C’est surtout dans le contexte de développement de produits numériques que cette philosophie s’est popularisée et que le terme UX a été adopté. Spécifiquement, l’approche UX réfère à la qualité de l’expérience globale vécue par l’utilisateur et à la satisfaction qu’il en retire, et pas seulement de ce qui découle de l’usage du produit.

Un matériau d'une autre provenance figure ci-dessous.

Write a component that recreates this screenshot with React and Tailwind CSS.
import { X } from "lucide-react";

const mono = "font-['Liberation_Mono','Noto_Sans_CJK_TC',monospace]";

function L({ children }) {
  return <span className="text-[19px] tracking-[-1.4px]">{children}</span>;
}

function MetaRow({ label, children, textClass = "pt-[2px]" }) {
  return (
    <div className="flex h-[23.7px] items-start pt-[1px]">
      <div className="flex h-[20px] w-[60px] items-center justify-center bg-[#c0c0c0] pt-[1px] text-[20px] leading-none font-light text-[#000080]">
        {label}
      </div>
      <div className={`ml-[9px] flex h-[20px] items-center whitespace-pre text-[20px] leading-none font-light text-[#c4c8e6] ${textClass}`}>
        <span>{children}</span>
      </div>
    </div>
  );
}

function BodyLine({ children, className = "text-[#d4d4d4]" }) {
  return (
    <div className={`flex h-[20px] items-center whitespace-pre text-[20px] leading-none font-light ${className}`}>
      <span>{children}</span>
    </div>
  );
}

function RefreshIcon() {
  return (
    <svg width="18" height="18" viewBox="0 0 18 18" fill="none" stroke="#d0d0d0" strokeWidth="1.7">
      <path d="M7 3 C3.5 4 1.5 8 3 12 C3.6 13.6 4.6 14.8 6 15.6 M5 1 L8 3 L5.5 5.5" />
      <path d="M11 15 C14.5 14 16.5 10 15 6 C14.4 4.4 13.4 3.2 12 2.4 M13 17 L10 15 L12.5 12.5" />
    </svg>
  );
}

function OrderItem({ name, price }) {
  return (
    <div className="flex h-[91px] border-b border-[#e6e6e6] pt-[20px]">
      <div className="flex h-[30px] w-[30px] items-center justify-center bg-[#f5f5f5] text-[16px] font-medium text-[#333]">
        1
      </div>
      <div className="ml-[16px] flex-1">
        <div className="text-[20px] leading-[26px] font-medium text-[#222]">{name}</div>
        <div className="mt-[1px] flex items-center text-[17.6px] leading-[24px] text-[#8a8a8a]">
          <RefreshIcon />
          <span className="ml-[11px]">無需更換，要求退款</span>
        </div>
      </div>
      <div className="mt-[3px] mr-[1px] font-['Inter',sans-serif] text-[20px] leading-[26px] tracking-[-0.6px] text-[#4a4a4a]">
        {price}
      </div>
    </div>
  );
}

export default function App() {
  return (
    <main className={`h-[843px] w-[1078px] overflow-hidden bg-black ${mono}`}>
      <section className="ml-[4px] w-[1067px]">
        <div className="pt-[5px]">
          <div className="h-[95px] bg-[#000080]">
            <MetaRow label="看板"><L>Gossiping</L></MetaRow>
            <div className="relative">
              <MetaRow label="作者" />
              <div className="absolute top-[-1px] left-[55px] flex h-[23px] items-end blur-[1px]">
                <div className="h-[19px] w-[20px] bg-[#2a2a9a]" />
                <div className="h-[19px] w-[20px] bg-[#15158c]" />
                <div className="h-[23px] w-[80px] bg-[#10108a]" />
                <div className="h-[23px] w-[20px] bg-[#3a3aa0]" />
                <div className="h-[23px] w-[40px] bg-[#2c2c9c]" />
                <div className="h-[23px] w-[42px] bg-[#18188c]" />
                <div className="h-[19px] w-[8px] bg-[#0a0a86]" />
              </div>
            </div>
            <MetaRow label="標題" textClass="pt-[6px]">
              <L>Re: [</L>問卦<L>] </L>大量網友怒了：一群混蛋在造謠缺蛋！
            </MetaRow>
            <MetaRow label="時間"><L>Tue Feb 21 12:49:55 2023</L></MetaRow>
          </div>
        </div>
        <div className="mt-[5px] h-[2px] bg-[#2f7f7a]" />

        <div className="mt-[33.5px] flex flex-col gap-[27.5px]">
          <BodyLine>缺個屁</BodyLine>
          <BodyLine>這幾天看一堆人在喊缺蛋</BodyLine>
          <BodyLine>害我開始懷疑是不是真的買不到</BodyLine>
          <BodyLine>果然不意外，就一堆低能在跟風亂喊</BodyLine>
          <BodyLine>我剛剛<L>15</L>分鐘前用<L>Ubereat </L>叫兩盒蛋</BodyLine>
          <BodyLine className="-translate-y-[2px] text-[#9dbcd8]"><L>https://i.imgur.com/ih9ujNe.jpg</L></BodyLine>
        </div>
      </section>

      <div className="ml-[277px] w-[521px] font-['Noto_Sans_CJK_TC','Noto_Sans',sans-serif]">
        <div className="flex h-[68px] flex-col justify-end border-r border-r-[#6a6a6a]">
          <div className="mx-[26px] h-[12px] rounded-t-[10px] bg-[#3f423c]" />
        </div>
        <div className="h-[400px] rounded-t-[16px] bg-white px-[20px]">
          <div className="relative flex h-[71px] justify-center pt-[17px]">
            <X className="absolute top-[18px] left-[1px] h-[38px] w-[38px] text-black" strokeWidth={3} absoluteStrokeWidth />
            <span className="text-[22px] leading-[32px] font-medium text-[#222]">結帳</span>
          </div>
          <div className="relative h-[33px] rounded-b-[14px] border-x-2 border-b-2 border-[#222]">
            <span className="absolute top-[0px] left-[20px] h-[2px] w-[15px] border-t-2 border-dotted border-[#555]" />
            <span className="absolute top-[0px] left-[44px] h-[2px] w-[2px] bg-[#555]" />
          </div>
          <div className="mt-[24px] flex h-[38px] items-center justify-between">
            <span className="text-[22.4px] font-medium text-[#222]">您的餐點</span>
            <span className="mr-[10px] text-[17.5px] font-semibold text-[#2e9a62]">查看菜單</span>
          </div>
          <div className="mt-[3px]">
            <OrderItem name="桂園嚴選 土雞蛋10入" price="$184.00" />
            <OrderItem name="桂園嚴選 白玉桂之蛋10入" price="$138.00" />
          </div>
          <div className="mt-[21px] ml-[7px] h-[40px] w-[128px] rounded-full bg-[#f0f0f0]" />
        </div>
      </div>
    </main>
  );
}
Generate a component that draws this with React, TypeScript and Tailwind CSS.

L’emphase sur l’expérience des utilisateurs invite le designer à identifier les problèmes existants et les besoins insatisfaits des utilisateurs, dès les premières phases d’un projet, et toutes informations utiles pour la conception. Jusqu’ici, les principes du UX ressemblent beaucoup à ceux de la Voix du client (VoC), pratique prônée dans le processus de développement de produits.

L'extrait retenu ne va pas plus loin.